The task. No images are to be carried over; print all other material exactly as it stands.

Collected material.
## Start

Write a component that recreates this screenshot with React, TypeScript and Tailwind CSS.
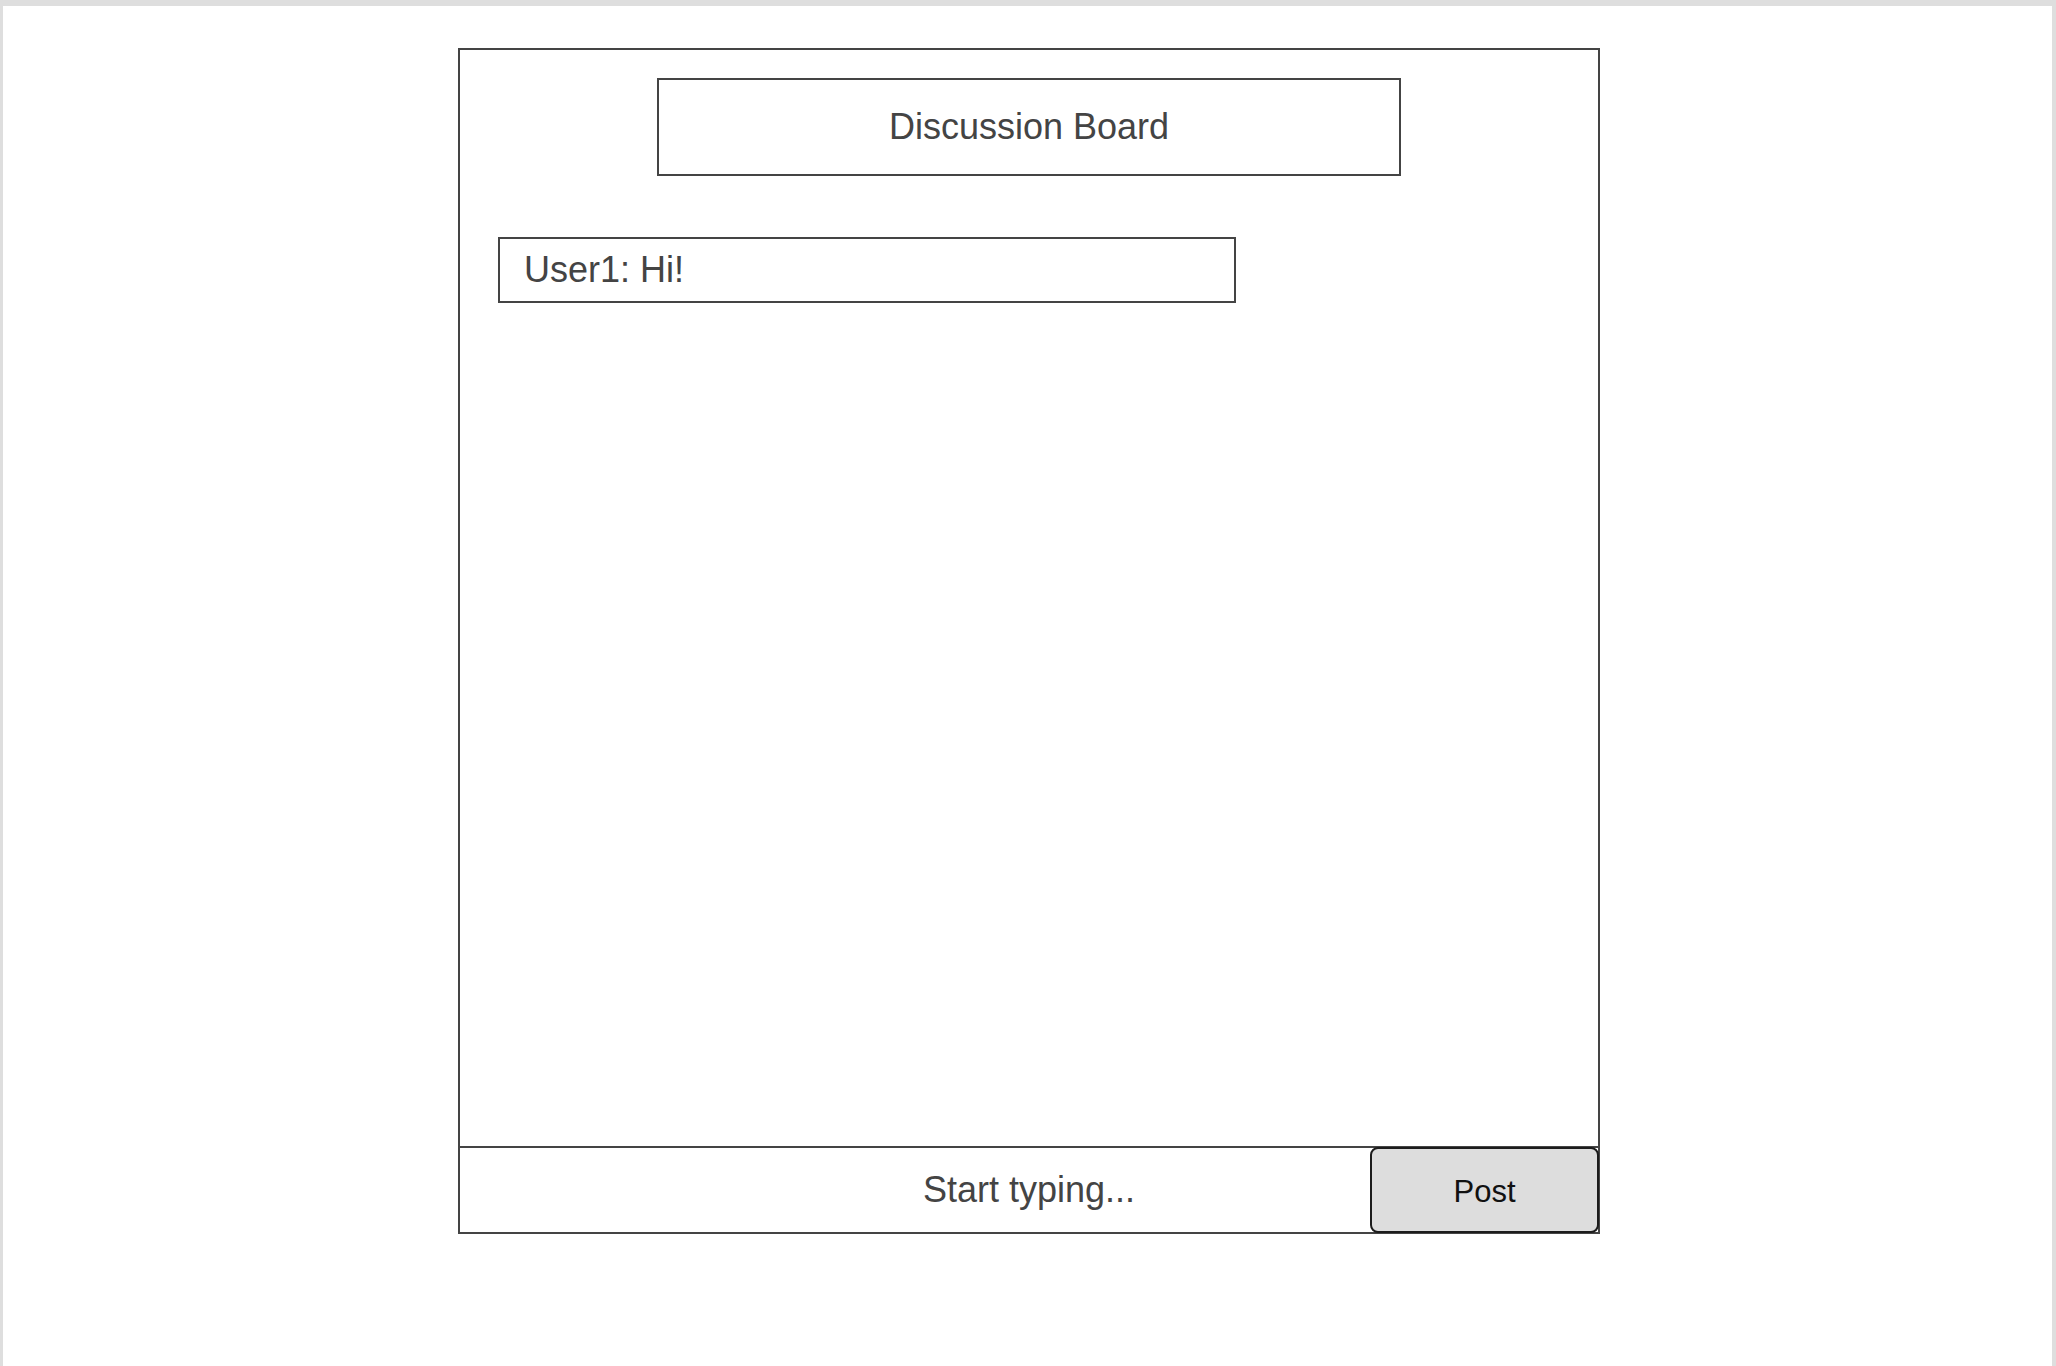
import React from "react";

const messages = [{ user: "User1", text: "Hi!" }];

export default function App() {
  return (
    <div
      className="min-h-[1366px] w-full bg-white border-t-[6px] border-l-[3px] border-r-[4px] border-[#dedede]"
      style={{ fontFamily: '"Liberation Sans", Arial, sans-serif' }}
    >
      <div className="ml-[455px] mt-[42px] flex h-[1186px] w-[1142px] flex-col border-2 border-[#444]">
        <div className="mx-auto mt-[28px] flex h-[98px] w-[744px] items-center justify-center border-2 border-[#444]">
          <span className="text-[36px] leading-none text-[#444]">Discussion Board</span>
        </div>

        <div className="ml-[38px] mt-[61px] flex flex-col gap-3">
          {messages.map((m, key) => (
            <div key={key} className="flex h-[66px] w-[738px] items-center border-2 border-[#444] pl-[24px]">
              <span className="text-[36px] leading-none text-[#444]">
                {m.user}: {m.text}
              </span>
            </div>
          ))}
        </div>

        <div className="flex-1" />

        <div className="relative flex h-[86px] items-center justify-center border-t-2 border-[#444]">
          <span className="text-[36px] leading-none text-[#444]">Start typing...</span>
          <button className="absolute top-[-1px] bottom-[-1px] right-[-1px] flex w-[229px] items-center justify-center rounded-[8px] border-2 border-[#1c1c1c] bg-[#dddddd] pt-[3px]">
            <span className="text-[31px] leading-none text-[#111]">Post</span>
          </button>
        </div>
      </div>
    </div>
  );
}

## End

Full answer.
Write a component that recreates this screenshot with React, TypeScript and Tailwind CSS.
import React from "react";

const messages = [{ user: "User1", text: "Hi!" }];

export default function App() {
  return (
    <div
      className="min-h-[1366px] w-full bg-white border-t-[6px] border-l-[3px] border-r-[4px] border-[#dedede]"
      style={{ fontFamily: '"Liberation Sans", Arial, sans-serif' }}
    >
      <div className="ml-[455px] mt-[42px] flex h-[1186px] w-[1142px] flex-col border-2 border-[#444]">
        <div className="mx-auto mt-[28px] flex h-[98px] w-[744px] items-center justify-center border-2 border-[#444]">
          <span className="text-[36px] leading-none text-[#444]">Discussion Board</span>
        </div>

        <div className="ml-[38px] mt-[61px] flex flex-col gap-3">
          {messages.map((m, key) => (
            <div key={key} className="flex h-[66px] w-[738px] items-center border-2 border-[#444] pl-[24px]">
              <span className="text-[36px] leading-none text-[#444]">
                {m.user}: {m.text}
              </span>
            </div>
          ))}
        </div>

        <div className="flex-1" />

        <div className="relative flex h-[86px] items-center justify-center border-t-2 border-[#444]">
          <span className="text-[36px] leading-none text-[#444]">Start typing...</span>
          <button className="absolute top-[-1px] bottom-[-1px] right-[-1px] flex w-[229px] items-center justify-center rounded-[8px] border-2 border-[#1c1c1c] bg-[#dddddd] pt-[3px]">
            <span className="text-[31px] leading-none text-[#111]">Post</span>
          </button>
        </div>
      </div>
    </div>
  );
}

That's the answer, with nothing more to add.